_Challenge_: Take the listing from its first line through the line that contains "0h6L14 4.5V14.5A1.5 1.5" and please retype those lines exactly, leaving out the pictures.

══ Data excerpt

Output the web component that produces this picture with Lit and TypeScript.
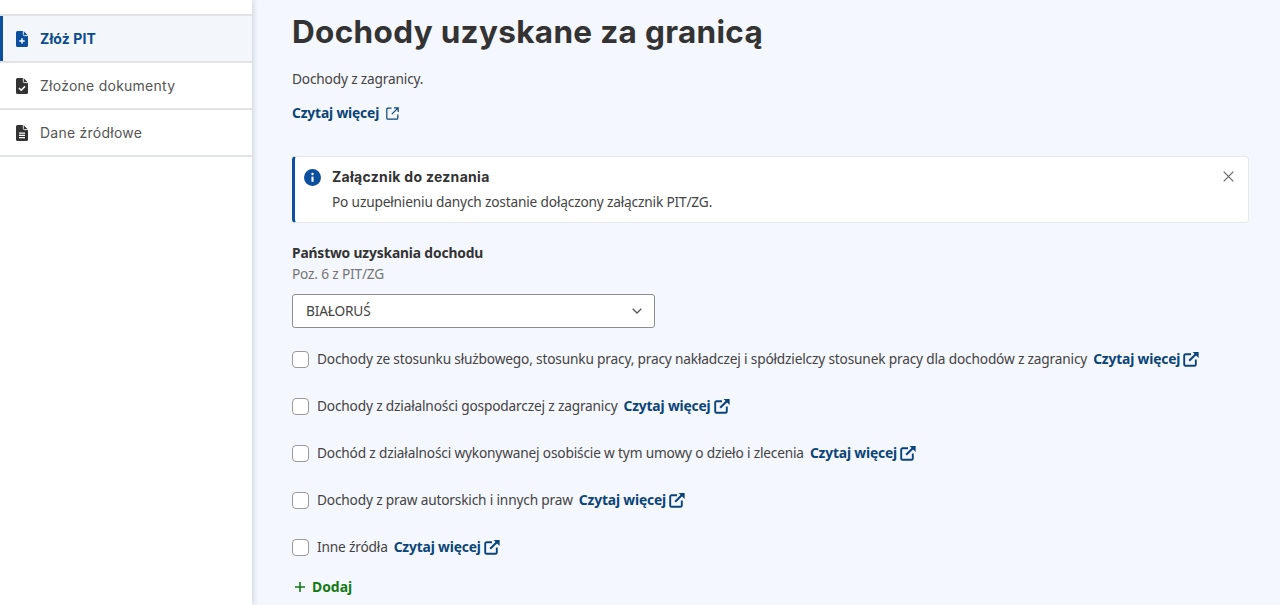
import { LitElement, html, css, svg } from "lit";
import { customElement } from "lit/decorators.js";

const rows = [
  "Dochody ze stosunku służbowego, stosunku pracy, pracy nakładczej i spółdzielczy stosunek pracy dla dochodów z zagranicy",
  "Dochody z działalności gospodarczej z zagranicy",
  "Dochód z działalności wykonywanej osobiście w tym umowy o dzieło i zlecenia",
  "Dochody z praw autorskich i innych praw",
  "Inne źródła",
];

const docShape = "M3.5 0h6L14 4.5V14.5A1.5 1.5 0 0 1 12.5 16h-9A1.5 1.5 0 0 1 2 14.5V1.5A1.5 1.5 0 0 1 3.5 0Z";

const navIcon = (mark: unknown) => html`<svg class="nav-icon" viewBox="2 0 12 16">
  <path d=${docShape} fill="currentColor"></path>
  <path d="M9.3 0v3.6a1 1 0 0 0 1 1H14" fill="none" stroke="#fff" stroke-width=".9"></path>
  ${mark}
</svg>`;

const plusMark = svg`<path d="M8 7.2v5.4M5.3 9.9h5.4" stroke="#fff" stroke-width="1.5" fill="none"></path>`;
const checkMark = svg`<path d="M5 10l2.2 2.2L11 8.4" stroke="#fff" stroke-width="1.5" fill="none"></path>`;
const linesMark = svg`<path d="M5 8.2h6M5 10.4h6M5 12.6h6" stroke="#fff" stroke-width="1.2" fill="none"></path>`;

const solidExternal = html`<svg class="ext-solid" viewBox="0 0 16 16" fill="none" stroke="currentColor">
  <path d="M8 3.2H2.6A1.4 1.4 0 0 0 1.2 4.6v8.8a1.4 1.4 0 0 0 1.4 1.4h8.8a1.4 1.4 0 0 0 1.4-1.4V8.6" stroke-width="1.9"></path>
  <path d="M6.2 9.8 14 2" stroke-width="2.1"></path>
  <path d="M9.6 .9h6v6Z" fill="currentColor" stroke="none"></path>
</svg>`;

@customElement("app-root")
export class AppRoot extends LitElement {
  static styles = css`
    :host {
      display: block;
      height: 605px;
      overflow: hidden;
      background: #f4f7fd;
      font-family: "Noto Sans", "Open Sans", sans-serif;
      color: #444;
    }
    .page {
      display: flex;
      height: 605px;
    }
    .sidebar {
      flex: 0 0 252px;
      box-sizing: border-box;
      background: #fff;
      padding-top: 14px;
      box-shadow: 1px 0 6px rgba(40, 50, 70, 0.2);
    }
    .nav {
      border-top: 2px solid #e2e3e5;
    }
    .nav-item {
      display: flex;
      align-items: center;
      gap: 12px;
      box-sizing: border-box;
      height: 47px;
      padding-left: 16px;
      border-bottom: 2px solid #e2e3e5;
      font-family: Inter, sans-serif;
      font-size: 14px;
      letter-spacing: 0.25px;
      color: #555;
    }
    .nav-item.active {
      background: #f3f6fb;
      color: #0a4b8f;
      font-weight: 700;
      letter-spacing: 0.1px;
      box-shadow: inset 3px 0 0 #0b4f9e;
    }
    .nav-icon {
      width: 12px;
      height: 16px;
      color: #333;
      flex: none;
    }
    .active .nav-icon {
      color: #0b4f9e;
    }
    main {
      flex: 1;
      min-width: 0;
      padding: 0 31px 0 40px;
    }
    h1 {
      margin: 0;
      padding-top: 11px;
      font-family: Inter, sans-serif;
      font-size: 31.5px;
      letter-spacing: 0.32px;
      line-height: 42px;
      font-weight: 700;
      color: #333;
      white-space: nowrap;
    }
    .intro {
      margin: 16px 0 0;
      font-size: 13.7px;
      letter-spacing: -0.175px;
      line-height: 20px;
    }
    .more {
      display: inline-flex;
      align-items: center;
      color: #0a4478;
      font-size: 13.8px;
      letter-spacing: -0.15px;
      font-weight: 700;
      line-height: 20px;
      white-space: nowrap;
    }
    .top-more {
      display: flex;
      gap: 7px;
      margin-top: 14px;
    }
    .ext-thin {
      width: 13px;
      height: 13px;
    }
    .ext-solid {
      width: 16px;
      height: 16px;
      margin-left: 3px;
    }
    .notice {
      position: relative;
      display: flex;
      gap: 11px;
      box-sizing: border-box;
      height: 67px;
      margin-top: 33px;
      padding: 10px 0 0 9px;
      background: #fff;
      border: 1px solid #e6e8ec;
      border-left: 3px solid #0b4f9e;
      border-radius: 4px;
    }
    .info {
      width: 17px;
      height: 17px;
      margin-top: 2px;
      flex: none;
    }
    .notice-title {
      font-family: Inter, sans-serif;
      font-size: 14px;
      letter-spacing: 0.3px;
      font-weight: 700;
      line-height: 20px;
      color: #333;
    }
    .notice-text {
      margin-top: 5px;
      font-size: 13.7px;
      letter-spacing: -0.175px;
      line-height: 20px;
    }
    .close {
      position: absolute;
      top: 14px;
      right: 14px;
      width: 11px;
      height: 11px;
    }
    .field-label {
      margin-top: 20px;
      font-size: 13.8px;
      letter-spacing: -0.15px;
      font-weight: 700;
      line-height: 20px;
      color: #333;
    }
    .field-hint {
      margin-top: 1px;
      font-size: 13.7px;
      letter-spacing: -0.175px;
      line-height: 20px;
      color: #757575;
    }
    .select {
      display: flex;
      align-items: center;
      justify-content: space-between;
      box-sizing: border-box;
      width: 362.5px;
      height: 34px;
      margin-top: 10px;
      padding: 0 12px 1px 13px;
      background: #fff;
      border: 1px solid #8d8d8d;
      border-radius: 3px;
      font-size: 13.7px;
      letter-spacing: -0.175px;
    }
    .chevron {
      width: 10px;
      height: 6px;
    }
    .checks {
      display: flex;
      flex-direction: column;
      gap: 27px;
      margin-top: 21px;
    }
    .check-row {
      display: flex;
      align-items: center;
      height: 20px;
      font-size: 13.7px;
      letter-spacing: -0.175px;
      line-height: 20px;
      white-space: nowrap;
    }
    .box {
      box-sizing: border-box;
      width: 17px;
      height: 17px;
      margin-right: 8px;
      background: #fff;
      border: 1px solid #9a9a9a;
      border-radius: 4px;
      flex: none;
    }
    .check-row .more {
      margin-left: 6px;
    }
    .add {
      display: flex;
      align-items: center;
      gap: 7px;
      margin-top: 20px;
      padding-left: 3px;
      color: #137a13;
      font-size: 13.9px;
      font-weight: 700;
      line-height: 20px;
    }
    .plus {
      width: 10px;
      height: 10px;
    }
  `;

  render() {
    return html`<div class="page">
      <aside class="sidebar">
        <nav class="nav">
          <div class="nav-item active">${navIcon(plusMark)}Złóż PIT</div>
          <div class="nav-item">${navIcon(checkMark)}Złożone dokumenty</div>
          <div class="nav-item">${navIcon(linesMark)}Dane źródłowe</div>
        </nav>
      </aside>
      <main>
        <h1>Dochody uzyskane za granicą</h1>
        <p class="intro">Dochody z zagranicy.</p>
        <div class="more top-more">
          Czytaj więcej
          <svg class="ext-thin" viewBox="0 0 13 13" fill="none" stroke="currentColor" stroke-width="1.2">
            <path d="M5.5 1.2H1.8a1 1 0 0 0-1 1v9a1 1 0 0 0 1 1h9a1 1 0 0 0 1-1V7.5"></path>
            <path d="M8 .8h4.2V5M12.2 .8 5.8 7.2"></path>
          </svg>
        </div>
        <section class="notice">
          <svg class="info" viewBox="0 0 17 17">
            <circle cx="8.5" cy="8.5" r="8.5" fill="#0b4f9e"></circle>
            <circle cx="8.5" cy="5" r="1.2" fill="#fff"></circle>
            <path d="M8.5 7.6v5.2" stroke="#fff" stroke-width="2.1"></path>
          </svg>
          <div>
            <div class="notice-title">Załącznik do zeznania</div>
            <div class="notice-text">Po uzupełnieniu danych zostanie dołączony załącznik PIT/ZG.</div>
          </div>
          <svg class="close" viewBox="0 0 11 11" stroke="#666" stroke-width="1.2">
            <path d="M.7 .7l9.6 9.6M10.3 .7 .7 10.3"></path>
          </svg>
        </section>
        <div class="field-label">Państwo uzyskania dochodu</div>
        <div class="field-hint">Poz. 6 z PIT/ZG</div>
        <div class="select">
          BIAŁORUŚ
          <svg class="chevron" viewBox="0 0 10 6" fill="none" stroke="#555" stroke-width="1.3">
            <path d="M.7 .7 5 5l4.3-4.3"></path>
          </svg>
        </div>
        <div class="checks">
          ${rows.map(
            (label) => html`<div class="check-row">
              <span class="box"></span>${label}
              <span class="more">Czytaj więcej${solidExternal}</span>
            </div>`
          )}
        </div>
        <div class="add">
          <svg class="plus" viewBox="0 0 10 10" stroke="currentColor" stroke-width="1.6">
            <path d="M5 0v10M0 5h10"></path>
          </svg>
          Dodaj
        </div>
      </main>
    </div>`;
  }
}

════

_Output of the exercise_:
Output the web component that produces this picture with Lit and TypeScript.
import { LitElement, html, css, svg } from "lit";
import { customElement } from "lit/decorators.js";

const rows = [
  "Dochody ze stosunku służbowego, stosunku pracy, pracy nakładczej i spółdzielczy stosunek pracy dla dochodów z zagranicy",
  "Dochody z działalności gospodarczej z zagranicy",
  "Dochód z działalności wykonywanej osobiście w tym umowy o dzieło i zlecenia",
  "Dochody z praw autorskich i innych praw",
  "Inne źródła",
];

const docShape = "M3.5 0h6L14 4.5V14.5A1.5 1.5 0 0 1 12.5 16h-9A1.5 1.5 0 0 1 2 14.5V1.5A1.5 1.5 0 0 1 3.5 0Z";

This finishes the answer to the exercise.